◆ EXERCISE TASK
Omit all images, then return the remaining material exactly as it stands.

◆ DATA SEGMENT
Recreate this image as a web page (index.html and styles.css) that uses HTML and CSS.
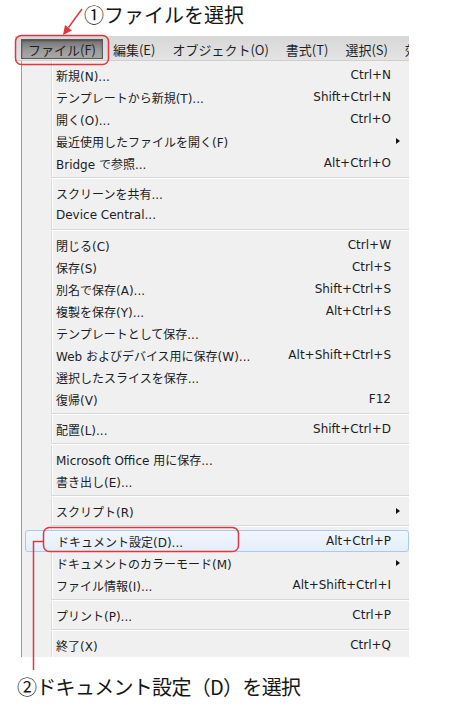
FILE: index.html
```html
<!DOCTYPE html>
<html lang="ja">
<head>
<meta charset="utf-8">
<link rel="stylesheet" href="styles.css">
</head>
<body>
<div class="page">
  <div class="note note-top">①ファイルを選択</div>
  <div class="menubar">
    <span class="mb-item active">ファイル(F)</span>
    <span class="mb-item">編集(E)</span>
    <span class="mb-item">オブジェクト(O)</span>
    <span class="mb-item">書式(T)</span>
    <span class="mb-item">選択(S)</span>
    <span class="mb-item">効果(C)</span>
  </div>
  <div class="menu">
    <div class="row"><span>新規(N)...</span><span class="sc">Ctrl+N</span><span></span></div>
    <div class="row"><span>テンプレートから新規(T)...</span><span class="sc">Shift+Ctrl+N</span><span></span></div>
    <div class="row"><span>開く(O)...</span><span class="sc">Ctrl+O</span><span></span></div>
    <div class="row"><span>最近使用したファイルを開く(F)</span><span class="sc"></span><span class="sub"></span></div>
    <div class="row"><span>Bridge で参照...</span><span class="sc">Alt+Ctrl+O</span><span></span></div>
    <div class="sep"></div>
    <div class="row"><span>スクリーンを共有...</span><span class="sc"></span><span></span></div>
    <div class="row"><span>Device Central...</span><span class="sc"></span><span></span></div>
    <div class="sep"></div>
    <div class="row"><span>閉じる(C)</span><span class="sc">Ctrl+W</span><span></span></div>
    <div class="row"><span>保存(S)</span><span class="sc">Ctrl+S</span><span></span></div>
    <div class="row"><span>別名で保存(A)...</span><span class="sc">Shift+Ctrl+S</span><span></span></div>
    <div class="row"><span>複製を保存(Y)...</span><span class="sc">Alt+Ctrl+S</span><span></span></div>
    <div class="row"><span>テンプレートとして保存...</span><span class="sc"></span><span></span></div>
    <div class="row"><span>Web およびデバイス用に保存(W)...</span><span class="sc">Alt+Shift+Ctrl+S</span><span></span></div>
    <div class="row"><span>選択したスライスを保存...</span><span class="sc"></span><span></span></div>
    <div class="row"><span>復帰(V)</span><span class="sc">F12</span><span></span></div>
    <div class="sep"></div>
    <div class="row"><span>配置(L)...</span><span class="sc">Shift+Ctrl+D</span><span></span></div>
    <div class="sep"></div>
    <div class="row"><span>Microsoft Office 用に保存...</span><span class="sc"></span><span></span></div>
    <div class="row"><span>書き出し(E)...</span><span class="sc"></span><span></span></div>
    <div class="sep"></div>
    <div class="row"><span>スクリプト(R)</span><span class="sc"></span><span class="sub"></span></div>
    <div class="sep"></div>
    <div class="row hl"><span>ドキュメント設定(D)...</span><span class="sc">Alt+Ctrl+P</span><span></span></div>
    <div class="row"><span>ドキュメントのカラーモード(M)</span><span class="sc"></span><span class="sub"></span></div>
    <div class="row"><span>ファイル情報(I)...</span><span class="sc">Alt+Shift+Ctrl+I</span><span></span></div>
    <div class="sep"></div>
    <div class="row"><span>プリント(P)...</span><span class="sc">Ctrl+P</span><span></span></div>
    <div class="sep"></div>
    <div class="row"><span>終了(X)</span><span class="sc">Ctrl+Q</span><span></span></div>
  </div>
  <div class="note note-bottom">②ドキュメント設定（D）を選択</div>

  <svg class="marks" width="450" height="708" viewBox="0 0 450 708">
    <g fill="none" stroke="#e2363f" stroke-width="1.5">
      <rect x="15.5" y="35.5" width="93" height="29" rx="6"/>
      <line x1="82" y1="9" x2="68.5" y2="27.5"/>
      <rect x="43.5" y="527.5" width="195" height="24" rx="6"/>
      <polyline points="43,541.5 33.5,541.5 33.5,670"/>
    </g>
    <polygon points="63,35 72,30.5 65,25" fill="#e2363f"/>
  </svg>
</div>
</body>
</html>
```
FILE: styles.css
```css
html, body {
  margin: 0;
  padding: 0;
  background: #ffffff;
}

.page {
  position: relative;
  width: 450px;
  height: 708px;
  overflow: hidden;
  font-family: "Noto Sans CJK JP", "Noto Sans", sans-serif;
}

.note {
  font-size: 20px;
  color: #161616;
  white-space: nowrap;
}

.note-top {
  height: 36px;
  line-height: 29px;
  padding-left: 84px;
  box-sizing: border-box;
}

.note-bottom {
  padding: 18px 0 0 17px;
  line-height: 24px;
  letter-spacing: -0.7px;
}

.menubar {
  margin-left: 15px;
  width: 394px;
  height: 25px;
  box-sizing: border-box;
  padding: 3px 0 1px 6px;
  display: flex;
  gap: 3px;
  overflow: hidden;
  white-space: nowrap;
  background: linear-gradient(#d7d7d7, #e3e3e3);
  border-bottom: 1px solid #cfcfcf;
}

.mb-item {
  display: flex;
  align-items: center;
  padding: 0 7px;
  font-size: 13px;
  color: #1f1f28;
  flex: none;
}

.mb-item.active {
  background: linear-gradient(#727272, #9c9c9c 60%, #a8a8a8);
  border: 1px solid #5a5a5a;
  box-shadow: inset 0 1px 2px rgba(0,0,0,0.35);
  padding: 0 6px;
}

.menu {
  margin-left: 21px;
  width: 388px;
  box-sizing: border-box;
  border-left: 1px solid #9a9a9a;
  padding: 3px 0 1px 0;
  background:
    linear-gradient(to right, transparent 29px, #dcdcdc 29px, #dcdcdc 30px, #ffffff 30px, #ffffff 31px, transparent 31px),
    #f0f0f0;
  font-family: "DejaVu Sans", "Noto Sans CJK JP", sans-serif;
  font-size: 12px;
  color: #1c1c26;
}

.row {
  height: 22px;
  box-sizing: border-box;
  display: grid;
  grid-template-columns: 1fr auto 10px;
  align-items: center;
  padding: 0 8px 0 34px;
  white-space: nowrap;
}

.sc {
  text-align: right;
}

.sub {
  justify-self: end;
  width: 0;
  height: 0;
  margin-right: 1px;
  border-left: 4px solid #111;
  border-top: 3.5px solid transparent;
  border-bottom: 3.5px solid transparent;
}

.row.hl {
  margin-left: 3px;
  padding-left: 31px;
  border: 1px solid #a9c9ee;
  border-radius: 3px;
  background: linear-gradient(#f1f6fd, #e3eefb);
  padding-right: 7px;
}

.sep {
  height: 8px;
  margin-left: 29px;
  box-sizing: border-box;
  padding-top: 3px;
}

.sep::before {
  content: "";
  display: block;
  height: 1px;
  background: #d8d8d8;
  border-bottom: 1px solid #ffffff;
}

.marks {
  position: absolute;
  top: 0;
  left: 0;
  pointer-events: none;
}
```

◆ WRITTEN SOLUTION
Recreate this image as a web page (index.html and styles.css) that uses HTML and CSS.
FILE: index.html
```html
<!DOCTYPE html>
<html lang="ja">
<head>
<meta charset="utf-8">
<link rel="stylesheet" href="styles.css">
</head>
<body>
<div class="page">
  <div class="note note-top">①ファイルを選択</div>
  <div class="menubar">
    <span class="mb-item active">ファイル(F)</span>
    <span class="mb-item">編集(E)</span>
    <span class="mb-item">オブジェクト(O)</span>
    <span class="mb-item">書式(T)</span>
    <span class="mb-item">選択(S)</span>
    <span class="mb-item">効果(C)</span>
  </div>
  <div class="menu">
    <div class="row"><span>新規(N)...</span><span class="sc">Ctrl+N</span><span></span></div>
    <div class="row"><span>テンプレートから新規(T)...</span><span class="sc">Shift+Ctrl+N</span><span></span></div>
    <div class="row"><span>開く(O)...</span><span class="sc">Ctrl+O</span><span></span></div>
    <div class="row"><span>最近使用したファイルを開く(F)</span><span class="sc"></span><span class="sub"></span></div>
    <div class="row"><span>Bridge で参照...</span><span class="sc">Alt+Ctrl+O</span><span></span></div>
    <div class="sep"></div>
    <div class="row"><span>スクリーンを共有...</span><span class="sc"></span><span></span></div>
    <div class="row"><span>Device Central...</span><span class="sc"></span><span></span></div>
    <div class="sep"></div>
    <div class="row"><span>閉じる(C)</span><span class="sc">Ctrl+W</span><span></span></div>
    <div class="row"><span>保存(S)</span><span class="sc">Ctrl+S</span><span></span></div>
    <div class="row"><span>別名で保存(A)...</span><span class="sc">Shift+Ctrl+S</span><span></span></div>
    <div class="row"><span>複製を保存(Y)...</span><span class="sc">Alt+Ctrl+S</span><span></span></div>
    <div class="row"><span>テンプレートとして保存...</span><span class="sc"></span><span></span></div>
    <div class="row"><span>Web およびデバイス用に保存(W)...</span><span class="sc">Alt+Shift+Ctrl+S</span><span></span></div>
    <div class="row"><span>選択したスライスを保存...</span><span class="sc"></span><span></span></div>
    <div class="row"><span>復帰(V)</span><span class="sc">F12</span><span></span></div>
    <div class="sep"></div>
    <div class="row"><span>配置(L)...</span><span class="sc">Shift+Ctrl+D</span><span></span></div>
    <div class="sep"></div>
    <div class="row"><span>Microsoft Office 用に保存...</span><span class="sc"></span><span></span></div>
    <div class="row"><span>書き出し(E)...</span><span class="sc"></span><span></span></div>
    <div class="sep"></div>
    <div class="row"><span>スクリプト(R)</span><span class="sc"></span><span class="sub"></span></div>
    <div class="sep"></div>
    <div class="row hl"><span>ドキュメント設定(D)...</span><span class="sc">Alt+Ctrl+P</span><span></span></div>
    <div class="row"><span>ドキュメントのカラーモード(M)</span><span class="sc"></span><span class="sub"></span></div>
    <div class="row"><span>ファイル情報(I)...</span><span class="sc">Alt+Shift+Ctrl+I</span><span></span></div>
    <div class="sep"></div>
    <div class="row"><span>プリント(P)...</span><span class="sc">Ctrl+P</span><span></span></div>
    <div class="sep"></div>
    <div class="row"><span>終了(X)</span><span class="sc">Ctrl+Q</span><span></span></div>
  </div>
  <div class="note note-bottom">②ドキュメント設定（D）を選択</div>

  <svg class="marks" width="450" height="708" viewBox="0 0 450 708">
    <g fill="none" stroke="#e2363f" stroke-width="1.5">
      <rect x="15.5" y="35.5" width="93" height="29" rx="6"/>
      <line x1="82" y1="9" x2="68.5" y2="27.5"/>
      <rect x="43.5" y="527.5" width="195" height="24" rx="6"/>
      <polyline points="43,541.5 33.5,541.5 33.5,670"/>
    </g>
    <polygon points="63,35 72,30.5 65,25" fill="#e2363f"/>
  </svg>
</div>
</body>
</html>
```
FILE: styles.css
```css
html, body {
  margin: 0;
  padding: 0;
  background: #ffffff;
}

.page {
  position: relative;
  width: 450px;
  height: 708px;
  overflow: hidden;
  font-family: "Noto Sans CJK JP", "Noto Sans", sans-serif;
}

.note {
  font-size: 20px;
  color: #161616;
  white-space: nowrap;
}

.note-top {
  height: 36px;
  line-height: 29px;
  padding-left: 84px;
  box-sizing: border-box;
}

.note-bottom {
  padding: 18px 0 0 17px;
  line-height: 24px;
  letter-spacing: -0.7px;
}

.menubar {
  margin-left: 15px;
  width: 394px;
  height: 25px;
  box-sizing: border-box;
  padding: 3px 0 1px 6px;
  display: flex;
  gap: 3px;
  overflow: hidden;
  white-space: nowrap;
  background: linear-gradient(#d7d7d7, #e3e3e3);
  border-bottom: 1px solid #cfcfcf;
}

.mb-item {
  display: flex;
  align-items: center;
  padding: 0 7px;
  font-size: 13px;
  color: #1f1f28;
  flex: none;
}

.mb-item.active {
  background: linear-gradient(#727272, #9c9c9c 60%, #a8a8a8);
  border: 1px solid #5a5a5a;
  box-shadow: inset 0 1px 2px rgba(0,0,0,0.35);
  padding: 0 6px;
}

.menu {
  margin-left: 21px;
  width: 388px;
  box-sizing: border-box;
  border-left: 1px solid #9a9a9a;
  padding: 3px 0 1px 0;
  background:
    linear-gradient(to right, transparent 29px, #dcdcdc 29px, #dcdcdc 30px, #ffffff 30px, #ffffff 31px, transparent 31px),
    #f0f0f0;
  font-family: "DejaVu Sans", "Noto Sans CJK JP", sans-serif;
  font-size: 12px;
  color: #1c1c26;
}

.row {
  height: 22px;
  box-sizing: border-box;
  display: grid;
  grid-template-columns: 1fr auto 10px;
  align-items: center;
  padding: 0 8px 0 34px;
  white-space: nowrap;
}

.sc {
  text-align: right;
}

.sub {
  justify-self: end;
  width: 0;
  height: 0;
  margin-right: 1px;
  border-left: 4px solid #111;
  border-top: 3.5px solid transparent;
  border-bottom: 3.5px solid transparent;
}

.row.hl {
  margin-left: 3px;
  padding-left: 31px;
  border: 1px solid #a9c9ee;
  border-radius: 3px;
  background: linear-gradient(#f1f6fd, #e3eefb);
  padding-right: 7px;
}

.sep {
  height: 8px;
  margin-left: 29px;
  box-sizing: border-box;
  padding-top: 3px;
}

.sep::before {
  content: "";
  display: block;
  height: 1px;
  background: #d8d8d8;
  border-bottom: 1px solid #ffffff;
}

.marks {
  position: absolute;
  top: 0;
  left: 0;
  pointer-events: none;
}
```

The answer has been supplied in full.